A few years ago, saying "you should use a memory-safe language" in the wrong room would get you dismissed as impractical. Systems programming meant C or C++. The ecosystem, the tooling, the talent — all of it pointed there. Memory safety was a nice-to-have that was perpetually scheduled for "later."
Later has arrived.
The Weight of Evidence
The numbers have become undeniable. Microsoft has repeatedly reported that roughly 70% of its security vulnerabilities are caused by memory safety errors. Google's Project Zero tracks zero-days; a disproportionate share trace back to use-after-free bugs, buffer overflows, and other memory corruption issues that memory-safe languages eliminate by construction.
These aren't edge cases. They're the texture of software security as it actually exists: an unending treadmill of patches for a class of bugs that should not be possible in 2026.
What "Memory Safety" Actually Means
It's worth being precise. Memory-safe languages prevent:
- Buffer overflows: Writing past the end of an allocated region
- Use-after-free: Accessing memory after it's been deallocated
- Double-frees: Freeing the same memory region twice
- Dangling pointers: Holding a reference to memory that's been returned to the allocator
- Null pointer dereferences (in languages with robust type systems)
They do this through a combination of techniques: garbage collection (Go, Java, Python), ownership systems (Rust), or strict borrowing rules enforced at compile time.
Rust's Moment
Rust has become the focus of most serious discussion about systems-level memory safety. It offers performance characteristics close to C and C++ — no garbage collector, zero-cost abstractions, direct memory control — while enforcing safety at compile time through its ownership and borrowing model.
The learning curve is real and steep. The borrow checker rejects programs that C would compile without complaint. This frustrates developers trained on more permissive languages. It's also exactly the point.

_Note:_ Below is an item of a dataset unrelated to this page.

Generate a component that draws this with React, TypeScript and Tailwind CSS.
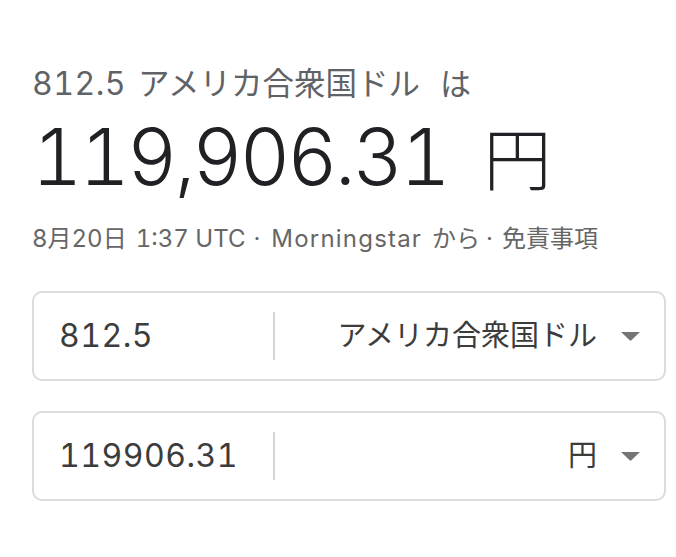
import React from "react";

function Caret() {
  return (
    <svg width="19" height="9" viewBox="0 0 19 9" className="shrink-0">
      <path d="M0 0 L19 0 L9.5 9 Z" fill="#757575" />
    </svg>
  );
}

function Row({ value, unit }: { value: string; unit: string }) {
  return (
    <div className="flex h-[90px] items-center rounded-[10px] border-2 border-[#dcdcdc] bg-white">
      <div className="w-[239px] pl-[25px] text-[32px] tabular-nums tracking-[0.5px] text-[#3c3c3c]">{value}</div>
      <div className="h-[48px] w-[2px] bg-[#d6d6d6]" />
      <div className="flex flex-1 items-center justify-end gap-[24px] pr-[24px]">
        <span className="text-[29px] text-[#3c3c3c]">{unit}</span>
        <Caret />
      </div>
    </div>
  );
}

export default function App() {
  return (
    <div
      className="h-[557px] w-[676px] bg-white pl-[32px] pr-[10px] pt-[62px] tabular-nums"
      style={{ fontFamily: "Inter, 'Noto Sans CJK JP', sans-serif" }}
    >
      <div className="h-[44px] whitespace-nowrap text-[32px] leading-[44px] text-[#5f6368]">
        <span className="tracking-[0.5px]">812.5</span>
        <span className="ml-[12px] text-[31.5px]">アメリカ合衆国ドル</span>
        <span className="ml-[20px] text-[31px]">は</span>
      </div>
      <div className="mt-[6px] h-[90px] whitespace-nowrap text-[78px] font-light leading-[90px] text-[#202124]">
        <span className="tracking-[-3px]">119,906.31</span>
        <span className="ml-[36px] text-[68px]">円</span>
      </div>
      <div className="mt-[19px] h-[36px] whitespace-nowrap text-[24px] leading-[36px] text-[#666]">
        <span>8月20日</span>
        <span className="ml-[9px]">1:37 UTC</span>
        <span className="ml-[8px]">·</span>
        <span className="ml-[11px] tracking-[1.2px]">Morningstar</span>
        <span className="ml-[10px]">から</span>
        <span className="ml-[6px]">·</span>
        <span className="ml-[9px]">免責事項</span>
      </div>
      <div className="mt-[34px] flex flex-col gap-[30px]">
        <Row value="812.5" unit="アメリカ合衆国ドル" />
        <Row value="119906.31" unit="円" />
      </div>
    </div>
  );
}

What the borrow checker rejects at compile time can't become a CVE at runtime.
Where Things Stand
Rust has now shipped in the Linux kernel, in Android's core components, in Windows infrastructure, and in a long list of production services at companies that care deeply about security. The NSA and CISA have both published guidance recommending memory-safe languages for new development.

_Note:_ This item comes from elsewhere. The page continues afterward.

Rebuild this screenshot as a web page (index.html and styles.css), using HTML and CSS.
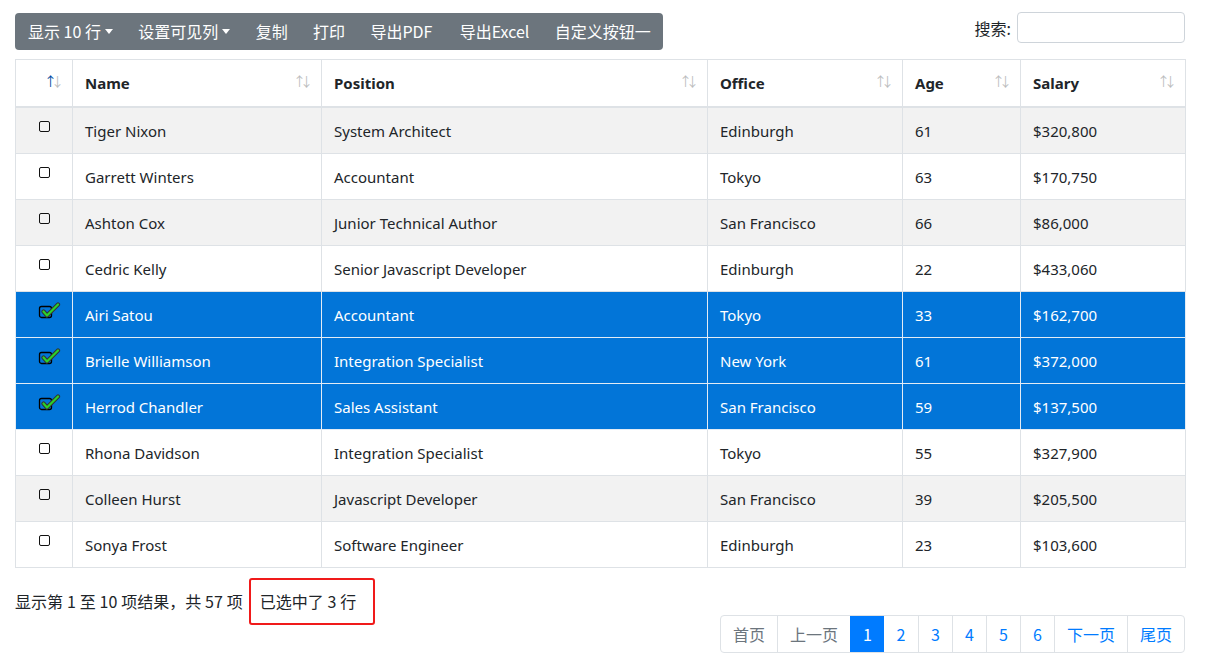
FILE: index.html
```html
<!DOCTYPE html>
<html lang="zh">
<head>
<meta charset="utf-8">
<title>DataTables</title>
<link rel="stylesheet" href="styles.css">
</head>
<body>
<div class="wrap">
  <div class="top">
    <div class="btn-group">
      <span class="btn">显示 10 行<span class="caret"></span></span>
      <span class="btn">设置可见列<span class="caret"></span></span>
      <span class="btn">复制</span>
      <span class="btn">打印</span>
      <span class="btn">导出PDF</span>
      <span class="btn">导出Excel</span>
      <span class="btn">自定义按钮一</span>
    </div>
    <label class="search">搜索:<input type="search" class="search-input"></label>
  </div>
  <table class="table">
    <colgroup>
      <col class="c0"><col class="c1"><col class="c2"><col class="c3"><col class="c4"><col class="c5">
    </colgroup>
    <thead>
      <tr>
        <th class="sort asc"></th>
        <th class="sort">Name</th>
        <th class="sort">Position</th>
        <th class="sort">Office</th>
        <th class="sort">Age</th>
        <th class="sort">Salary</th>
      </tr>
    </thead>
    <tbody>
      <tr class="odd"><td class="chk"><span class="box"></span></td><td>Tiger Nixon</td><td>System Architect</td><td>Edinburgh</td><td>61</td><td>$320,800</td></tr>
      <tr><td class="chk"><span class="box"></span></td><td>Garrett Winters</td><td>Accountant</td><td>Tokyo</td><td>63</td><td>$170,750</td></tr>
      <tr class="odd"><td class="chk"><span class="box"></span></td><td>Ashton Cox</td><td>Junior Technical Author</td><td>San Francisco</td><td>66</td><td>$86,000</td></tr>
      <tr><td class="chk"><span class="box"></span></td><td>Cedric Kelly</td><td>Senior Javascript Developer</td><td>Edinburgh</td><td>22</td><td>$433,060</td></tr>
      <tr class="sel"><td class="chk"><svg class="tick" viewBox="0 0 24 18" width="24" height="18"><rect x="1.5" y="4.5" width="12" height="11" rx="2" fill="none" stroke="#000" stroke-width="1.3"/><path d="M5.5 9.5 L9 13.5 L20 2.5" fill="none" stroke="#333" stroke-width="4.2" stroke-linecap="round" stroke-linejoin="round"/><path d="M5.5 9.5 L9 13.5 L20 2.5" fill="none" stroke="#2bd12b" stroke-width="2.2" stroke-linecap="round" stroke-linejoin="round"/></svg></td><td>Airi Satou</td><td>Accountant</td><td>Tokyo</td><td>33</td><td>$162,700</td></tr>
      <tr class="sel"><td class="chk"><svg class="tick" viewBox="0 0 24 18" width="24" height="18"><rect x="1.5" y="4.5" width="12" height="11" rx="2" fill="none" stroke="#000" stroke-width="1.3"/><path d="M5.5 9.5 L9 13.5 L20 2.5" fill="none" stroke="#333" stroke-width="4.2" stroke-linecap="round" stroke-linejoin="round"/><path d="M5.5 9.5 L9 13.5 L20 2.5" fill="none" stroke="#2bd12b" stroke-width="2.2" stroke-linecap="round" stroke-linejoin="round"/></svg></td><td>Brielle Williamson</td><td>Integration Specialist</td><td>New York</td><td>61</td><td>$372,000</td></tr>
      <tr class="sel"><td class="chk"><svg class="tick" viewBox="0 0 24 18" width="24" height="18"><rect x="1.5" y="4.5" width="12" height="11" rx="2" fill="none" stroke="#000" stroke-width="1.3"/><path d="M5.5 9.5 L9 13.5 L20 2.5" fill="none" stroke="#333" stroke-width="4.2" stroke-linecap="round" stroke-linejoin="round"/><path d="M5.5 9.5 L9 13.5 L20 2.5" fill="none" stroke="#2bd12b" stroke-width="2.2" stroke-linecap="round" stroke-linejoin="round"/></svg></td><td>Herrod Chandler</td><td>Sales Assistant</td><td>San Francisco</td><td>59</td><td>$137,500</td></tr>
      <tr><td class="chk"><span class="box"></span></td><td>Rhona Davidson</td><td>Integration Specialist</td><td>Tokyo</td><td>55</td><td>$327,900</td></tr>
      <tr class="odd"><td class="chk"><span class="box"></span></td><td>Colleen Hurst</td><td>Javascript Developer</td><td>San Francisco</td><td>39</td><td>$205,500</td></tr>
      <tr><td class="chk"><span class="box"></span></td><td>Sonya Frost</td><td>Software Engineer</td><td>Edinburgh</td><td>23</td><td>$103,600</td></tr>
    </tbody>
  </table>
  <div class="bottom">
    <div class="info">显示第 1 至 10 项结果，共 57 项<span class="selinfo">已选中了 3 行</span></div>
    <ul class="pager">
      <li class="pg dis">首页</li>
      <li class="pg dis">上一页</li>
      <li class="pg num active">1</li>
      <li class="pg num">2</li>
      <li class="pg num">3</li>
      <li class="pg num">4</li>
      <li class="pg num">5</li>
      <li class="pg num">6</li>
      <li class="pg">下一页</li>
      <li class="pg">尾页</li>
    </ul>
  </div>
</div>
</body>
</html>
```
FILE: styles.css
```css
html, body {
  margin: 0;
  padding: 0;
  background: #fff;
}
body {
  font-family: "Noto Sans", "Noto Sans CJK SC", sans-serif;
  font-size: 15px;
  color: #212529;
}
.wrap {
  padding: 13px 21px 0 15px;
}
.top {
  display: flex;
  justify-content: space-between;
  align-items: flex-start;
  height: 46px;
}
.btn-group {
  display: flex;
  background: #6c757d;
  border-radius: 4px;
  height: 37px;
  padding: 0;
}
.btn {
  color: #fff;
  font-size: 16px;
  line-height: 37px;
  padding: 0 12.7px;
  white-space: nowrap;
  font-family: "Noto Sans CJK SC", "Noto Sans", sans-serif;
}
.btn:first-child { padding-left: 13px; }
.btn:nth-child(5) { padding-right: 14.5px; }
.btn:last-child { padding-right: 12px; }
.caret {
  display: inline-block;
  margin-left: 4px;
  vertical-align: 4px;
  border-top: 5px solid #fff;
  border-left: 4px solid transparent;
  border-right: 4px solid transparent;
}
.search {
  display: flex;
  align-items: center;
  gap: 6px;
  font-family: "Noto Sans CJK SC", sans-serif;
  font-size: 16px;
  margin-top: -1px;
}
.search-input {
  width: 168px;
  box-sizing: border-box;
  height: 31px;
  border: 1px solid #ced4da;
  border-radius: 4px;
  margin: 0;
  padding: 0 8px;
}
.table {
  width: 1170px;
  border-collapse: collapse;
  table-layout: fixed;
  border: 1px solid #dee2e6;
}
.c0 { width: 57px; }
.c1 { width: 249px; }
.c2 { width: 386px; }
.c3 { width: 195px; }
.c4 { width: 118px; }
.c5 { width: 165px; }
th, td {
  border: 1px solid #dee2e6;
  padding: 13px 12px 11px;
  line-height: 21px;
  text-align: left;
  vertical-align: top;
}
th {
  font-weight: 700;
  border-bottom: 2px solid #dee2e6;
  position: relative;
  padding-top: 13px;
  padding-bottom: 12px;
}
th.sort::before,
th.sort::after {
  position: absolute;
  top: 13px;
  font-size: 13px;
  font-weight: 400;
  opacity: 0.3;
  line-height: 16px;
  color: #212529;
}
th.sort::before { content: "↑"; right: 15px; }
th.sort::after { content: "↓"; right: 8px; }
th.asc::before { opacity: 1; color: #004a9f; }
td {
  font-size: 15px;
}
tr.odd td { background: #f2f2f2; }
tr.sel td {
  background: #0275d8;
  color: #fff;
  border-color: #e3ecf5;
}
td.chk {
  text-align: center;
  padding: 0;
  position: relative;
}
.box {
  display: block;
  width: 9px;
  height: 9px;
  border: 1.3px solid #111;
  border-radius: 2px;
  margin: 13px auto 0;
}
.tick {
  display: block;
  margin: 10px 0 0 22px;
}
.bottom {
  display: flex;
  flex-direction: column;
  margin-top: 9px;
}
.info {
  display: flex;
  align-items: center;
  font-family: "Noto Sans CJK SC", sans-serif;
  font-size: 16px;
  height: 48px;
  word-spacing: 0.3px;
}
.selinfo {
  margin-left: 6px;
  border: 2px solid #f01a1a;
  border-radius: 3px;
  height: 43px;
  display: flex;
  align-items: center;
  padding: 0 17px 0 9px;
}
.pager {
  list-style: none;
  margin: -10px 0 0 auto;
  padding: 0;
  display: flex;
  border: 1px solid #dee2e6;
  border-radius: 4px;
  height: 36px;
}
.pg {
  font-family: "Noto Sans CJK SC", sans-serif;
  font-size: 16px;
  line-height: 36px;
  padding: 0 12px;
  color: #007bff;
  border-left: 1px solid #dee2e6;
}
.pg:first-child { border-left: none; }
.pg.dis { color: #6c757d; }
.pg.num { width: 34px; box-sizing: border-box; padding: 0; text-align: center; }
.pg.active { background: #007bff; color: #fff; border-left-color: #007bff; }
.pg.active + .pg { border-left: none; }
```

The conversation has moved from "should we?" to "how quickly can we migrate existing codebases?" — which is a genuinely hard engineering problem. You don't rewrite millions of lines of C overnight. But the direction is clear.
For greenfield development in domains where security matters — which is most domains — the question of whether to use a memory-safe language has become easier to answer than ever before.